Narcotrafic : « Nous luttons avec un pistolet à eau contre des criminels. » Jérôme Durain, Sénateur

3 avril 2025

À l’invitation de Jean-Pierre Bouquet, référent sécurité de l’APVF, Maire de Vitry-le-François et membre du Bureau de l’APVF, la commission sécurité s’est réunie pour aborder la question du narcotrafic dans les petites villes. Ce phénomène, véritable source de préoccupation pour les maires de nos petites villes, place ces derniers en première ligne face au développement des réseaux criminels sur leurs territoires. En 2022, 46 des 47 aires urbaines présentant les plus forts taux de mis en cause comptaient moins de 100 000 habitants, illustrant la vulnérabilité des villes moyennes et petites villes.

Le sénateur socialiste Jérôme Durain à l’initiative, avec le sénateur LR Étienne Blanc, de la proposition de loi sur le narcotrafic après avoir présidé la commission d’enquête éponyme, est intervenu comme grand témoin lors de la commission sécurité du mardi 1er avril. Il a dressé un état des lieux de l’expansion du trafic de drogue en France et de ses conséquences : hausse de la criminalité, sentiment d’insécurité croissant et emprise démocratique. Il a dénoncé l’asymétrie des moyens de police et de justice face à ses réseaux organisés, illustrant la situation par une formule frappante : « Nous luttons avec un pistolet à eau contre des criminels. »

Dans ce contexte, la proposition de loi « visant à sortir la France du piège du narcotrafic » entend structurer une réponse plus efficace, alors que le trafic ferait vivre près de 240 000 personnes pour un chiffre d’affaires estimé entre 3 et 6 milliards d’euros, tandis que seules 117 millions d’euros sont actuellement saisies.

Les maires pris en étau

La question du rôle des maires face à ce fléau s’est également posée. Trop souvent, ces derniers se retrouvent au cœur des tensions, pris entre les attentes de leurs administrés et leurs moyens d’action souvent limités. Jérôme Durain résume bien cette pression en évoquant « une cible sur le buste de Marianne. » Pour l’APVF, il est essentiel que les élus locaux ne soient pas en première ligne de la lutte contre le narcotrafic, une mission qui relève avant tout des prérogatives régaliennes de l’État.

Un cadre juridique renforcé, mais quels moyens concrets ?

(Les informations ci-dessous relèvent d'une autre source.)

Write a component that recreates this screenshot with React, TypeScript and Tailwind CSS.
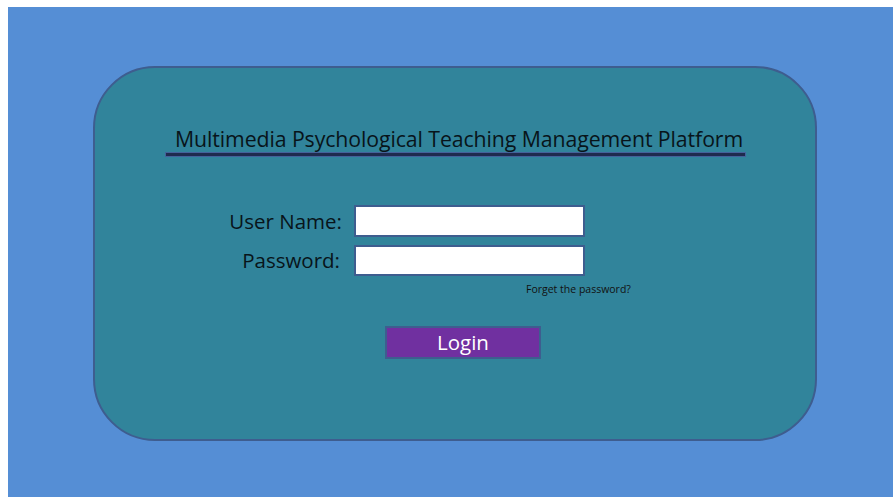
import React from "react";

const font = { fontFamily: '"Open Sans", "Liberation Sans", sans-serif' };

export default function App() {
  return (
    <div className="w-[893px] h-[497px] bg-white pl-[8px] pt-[7px]" style={font}>
      <div className="w-full h-full bg-[#558ed5] pl-[85px] pt-[59px]">
        <div className="w-[724px] h-[375px] rounded-[62px] border-2 border-[#3e5d8f] bg-[#31849b] flex flex-col">
          {/* title with double rule underneath */}
          <div className="ml-[70px] mt-[57px] w-[581px]">
            <div className="pl-[10px] text-[21.3px] leading-[27px] text-[#08141a] tracking-[-0.1px] whitespace-nowrap">
              Multimedia Psychological Teaching Management Platform
            </div>
            <div className="h-[5px] bg-[#1f2b4e] border border-[#44629a]" />
          </div>

          <form className="mt-[48px] flex flex-col gap-[8px]" onSubmit={(e) => e.preventDefault()}>
            <div className="flex items-center">
              <label className="w-[259px] pr-[12px] text-right text-[20.5px] text-[#08141a]">User Name:</label>
              <input className="w-[231px] h-[32px] bg-white border-2 border-[#3e5d8f] outline-none px-1" />
            </div>
            <div className="flex items-center">
              <label className="w-[259px] pr-[14px] text-right text-[20.5px] text-[#08141a]">Password:</label>
              <input type="password" className="w-[231px] h-[31px] bg-white border-2 border-[#3e5d8f] outline-none px-1" />
            </div>
            <div className="ml-[431px] -mt-[2px] text-[10.5px] leading-[14px] text-[#111]">Forget the password?</div>

            <button
              type="submit"
              className="ml-[290px] mt-[22px] w-[156px] h-[33px] bg-[#7030a0] border-2 border-[#3e5d8f] text-white text-[20.5px] leading-none"
            >
              Login
            </button>
          </form>
        </div>
      </div>
    </div>
  );
}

Hasard du calendrier, alors que la commission sécurité se tenait à 14h30, l’Assemblée nationale adoptait, trois heures plus tard, le texte sur le narcotrafic. Cette loi apporte donc des avancées significatives, parmi lesquelles, entre autres, :

  • Renforcement de l’OFAST (Office anti-stupéfiants).
  • Création du Parquet national anti-criminalité organisée (PNACO), prévu pour 2026.
  • Nouveaux outils anti-blanchiment, incluant la fermeture administrative des commerces liés au trafic, une mesure attendue par les maires.
  • Amélioration du renseignement, avec des interceptions satellitaires et la prolongation de la surveillance algorithmique.
  • Création d’un régime carcéral plus strict pour les 700 à 800 détenus les plus dangereux, afin de couper leur lien avec les réseaux criminels.

Cette loi marque donc un premier pas pour soulager les élus locaux, qui ne peuvent pas, seuls, pallier les carences dans la lutte contre le narcotrafic. Si l’État affirme ainsi sa responsabilité, les maires attendent désormais la mise en place de moyens concrets sur le terrain, à la hauteur des ambitions affichées. Cette réunion a permis aux membres de la commission sécurité de confronter leurs expériences avec Jérome Durain, un élu engagé et fin connaisseur de ces enjeux, en espérant que les mesures adoptées ne restent pas lettre morte sans les moyens financiers et humains adéquats.